=== EXERCISE DESCRIPTION ===
The entries are to be returned exactly, with images left out.

=== EXERCISE MATERIAL ===
--- begin ---
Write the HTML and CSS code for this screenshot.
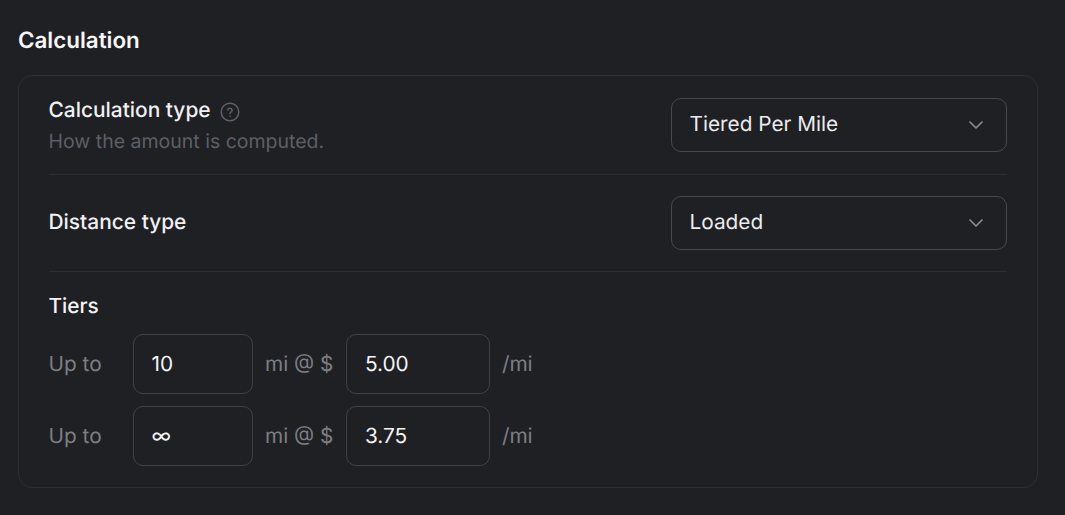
FILE: index.html
```html
<!DOCTYPE html>
<html lang="en">
<head>
    <meta charset="UTF-8">
    <meta name="viewport" content="width=device-width, initial-scale=1.0">
    <title>Calculation</title>
    <link rel="stylesheet" href="styles.css">
</head>
<body>
    <h2 class="title">Calculation</h2>
    <div class="card">
        <div class="row row-first">
            <div>
                <div class="label">
                    Calculation type
                    <svg class="help" width="20" height="20" viewBox="0 0 20 20" fill="none" stroke="#5f6166" stroke-width="1.5" stroke-linecap="round">
                        <circle cx="10" cy="10" r="8.8"/>
                        <path d="M7.7 7.9a2.3 2.3 0 0 1 4.5.4c0 1.5-2.2 1.9-2.2 3.1"/>
                        <path d="M10 14.1v.1"/>
                    </svg>
                </div>
                <div class="hint">How the amount is computed.</div>
            </div>
            <div class="select">
                Tiered Per Mile
                <svg class="chev" width="14" height="8" viewBox="0 0 14 8" fill="none" stroke="#8e8f93" stroke-width="1.6" stroke-linecap="round" stroke-linejoin="round"><path d="M1 1l6 6 6-6"/></svg>
            </div>
        </div>
        <div class="row row-second">
            <div class="label">Distance type</div>
            <div class="select">
                Loaded
                <svg class="chev" width="14" height="8" viewBox="0 0 14 8" fill="none" stroke="#8e8f93" stroke-width="1.6" stroke-linecap="round" stroke-linejoin="round"><path d="M1 1l6 6 6-6"/></svg>
            </div>
        </div>
        <div class="tiers">
            <div class="tiers-title">Tiers</div>
            <div class="tier">
                <span class="upto">Up to</span>
                <div class="field miles">10</div>
                <span class="unit">mi @ $</span>
                <div class="field rate">5.00</div>
                <span class="unit">/mi</span>
            </div>
            <div class="tier">
                <span class="upto">Up to</span>
                <div class="field miles">∞</div>
                <span class="unit">mi @ $</span>
                <div class="field rate">3.75</div>
                <span class="unit">/mi</span>
            </div>
        </div>
    </div>
</body>
</html>
```

FILE: styles.css
```css
* {
    box-sizing: border-box;
    margin: 0;
    padding: 0;
}
body {
    height: 515px;
    padding: 26px 27px 0 18px;
    overflow: hidden;
    background-color: #1f2024;
    font-family: Inter, "Liberation Sans", sans-serif;
    color: #f4f4f5;
    text-rendering: geometricPrecision;
}
.title {
    height: 30px;
    margin-bottom: 19px;
    font-size: 22.4px;
    line-height: 30px;
    font-weight: 600;
    color: #f7f7f8;
}
.card {
    height: 413px;
    padding: 0 30px;
    border: 1px solid #2e2f34;
    border-radius: 14px;
}
.row {
    display: flex;
    justify-content: space-between;
    align-items: center;
    border-bottom: 1px solid #2e2f34;
}
.row-first {
    height: 99px;
}
.row-second {
    height: 97px;
}
.label {
    display: flex;
    align-items: center;
    gap: 9px;
    font-size: 20.9px;
    line-height: 28px;
    font-weight: 500;
    color: #f1f1f3;
    margin-left: -0.5px;
}
.row-first .label {
    padding-top: 2px;
}
.help {
    margin-top: 1px;
}
.hint {
    margin-top: 2px;
    margin-left: -0.5px;
    font-size: 19.5px;
    line-height: 28px;
    color: #5d5f64;
}
.select {
    display: flex;
    justify-content: space-between;
    align-items: center;
    width: 336px;
    height: 54px;
    padding: 0 23px 2px 17.5px;
    border: 1px solid #48494e;
    border-radius: 10px;
    font-size: 20.8px;
    color: #ececee;
}
.chev {
    margin-top: 2px;
}
.tiers {
    padding-top: 21px;
}
.tiers-title {
    height: 28px;
    margin-bottom: 13px;
    margin-left: -0.5px;
    font-size: 20.8px;
    line-height: 28px;
    font-weight: 500;
}
.tier {
    display: flex;
    align-items: center;
    height: 60px;
    margin-bottom: 12px;
    font-size: 20.8px;
}
.upto {
    width: 84px;
    margin-left: -0.5px;
    margin-right: 0.5px;
    color: #7d7e83;
}
.unit {
    margin: 0 12px;
    color: #7d7e83;
}
.miles + .unit {
    margin-right: 13px;
}
.rate + .unit {
    margin-left: 11.5px;
}
.field {
    display: flex;
    align-items: center;
    height: 60px;
    padding-left: 17.5px;
    border: 1px solid #404146;
    border-radius: 10px;
    color: #f4f4f5;
}
.miles {
    width: 120px;
}
.rate {
    width: 144px;
}
```
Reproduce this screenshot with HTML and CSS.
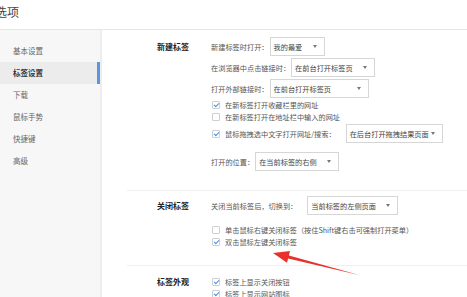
--- end ---
=== EXPECTED ANSWER ===
Write the HTML and CSS code for this screenshot.
FILE: index.html
```html
<!DOCTYPE html>
<html lang="en">
<head>
    <meta charset="UTF-8">
    <meta name="viewport" content="width=device-width, initial-scale=1.0">
    <title>Calculation</title>
    <link rel="stylesheet" href="styles.css">
</head>
<body>
    <h2 class="title">Calculation</h2>
    <div class="card">
        <div class="row row-first">
            <div>
                <div class="label">
                    Calculation type
                    <svg class="help" width="20" height="20" viewBox="0 0 20 20" fill="none" stroke="#5f6166" stroke-width="1.5" stroke-linecap="round">
                        <circle cx="10" cy="10" r="8.8"/>
                        <path d="M7.7 7.9a2.3 2.3 0 0 1 4.5.4c0 1.5-2.2 1.9-2.2 3.1"/>
                        <path d="M10 14.1v.1"/>
                    </svg>
                </div>
                <div class="hint">How the amount is computed.</div>
            </div>
            <div class="select">
                Tiered Per Mile
                <svg class="chev" width="14" height="8" viewBox="0 0 14 8" fill="none" stroke="#8e8f93" stroke-width="1.6" stroke-linecap="round" stroke-linejoin="round"><path d="M1 1l6 6 6-6"/></svg>
            </div>
        </div>
        <div class="row row-second">
            <div class="label">Distance type</div>
            <div class="select">
                Loaded
                <svg class="chev" width="14" height="8" viewBox="0 0 14 8" fill="none" stroke="#8e8f93" stroke-width="1.6" stroke-linecap="round" stroke-linejoin="round"><path d="M1 1l6 6 6-6"/></svg>
            </div>
        </div>
        <div class="tiers">
            <div class="tiers-title">Tiers</div>
            <div class="tier">
                <span class="upto">Up to</span>
                <div class="field miles">10</div>
                <span class="unit">mi @ $</span>
                <div class="field rate">5.00</div>
                <span class="unit">/mi</span>
            </div>
            <div class="tier">
                <span class="upto">Up to</span>
                <div class="field miles">∞</div>
                <span class="unit">mi @ $</span>
                <div class="field rate">3.75</div>
                <span class="unit">/mi</span>
            </div>
        </div>
    </div>
</body>
</html>
```

FILE: styles.css
```css
* {
    box-sizing: border-box;
    margin: 0;
    padding: 0;
}
body {
    height: 515px;
    padding: 26px 27px 0 18px;
    overflow: hidden;
    background-color: #1f2024;
    font-family: Inter, "Liberation Sans", sans-serif;
    color: #f4f4f5;
    text-rendering: geometricPrecision;
}
.title {
    height: 30px;
    margin-bottom: 19px;
    font-size: 22.4px;
    line-height: 30px;
    font-weight: 600;
    color: #f7f7f8;
}
.card {
    height: 413px;
    padding: 0 30px;
    border: 1px solid #2e2f34;
    border-radius: 14px;
}
.row {
    display: flex;
    justify-content: space-between;
    align-items: center;
    border-bottom: 1px solid #2e2f34;
}
.row-first {
    height: 99px;
}
.row-second {
    height: 97px;
}
.label {
    display: flex;
    align-items: center;
    gap: 9px;
    font-size: 20.9px;
    line-height: 28px;
    font-weight: 500;
    color: #f1f1f3;
    margin-left: -0.5px;
}
.row-first .label {
    padding-top: 2px;
}
.help {
    margin-top: 1px;
}
.hint {
    margin-top: 2px;
    margin-left: -0.5px;
    font-size: 19.5px;
    line-height: 28px;
    color: #5d5f64;
}
.select {
    display: flex;
    justify-content: space-between;
    align-items: center;
    width: 336px;
    height: 54px;
    padding: 0 23px 2px 17.5px;
    border: 1px solid #48494e;
    border-radius: 10px;
    font-size: 20.8px;
    color: #ececee;
}
.chev {
    margin-top: 2px;
}
.tiers {
    padding-top: 21px;
}
.tiers-title {
    height: 28px;
    margin-bottom: 13px;
    margin-left: -0.5px;
    font-size: 20.8px;
    line-height: 28px;
    font-weight: 500;
}
.tier {
    display: flex;
    align-items: center;
    height: 60px;
    margin-bottom: 12px;
    font-size: 20.8px;
}
.upto {
    width: 84px;
    margin-left: -0.5px;
    margin-right: 0.5px;
    color: #7d7e83;
}
.unit {
    margin: 0 12px;
    color: #7d7e83;
}
.miles + .unit {
    margin-right: 13px;
}
.rate + .unit {
    margin-left: 11.5px;
}
.field {
    display: flex;
    align-items: center;
    height: 60px;
    padding-left: 17.5px;
    border: 1px solid #404146;
    border-radius: 10px;
    color: #f4f4f5;
}
.miles {
    width: 120px;
}
.rate {
    width: 144px;
}
```
Reproduce this screenshot with HTML and CSS.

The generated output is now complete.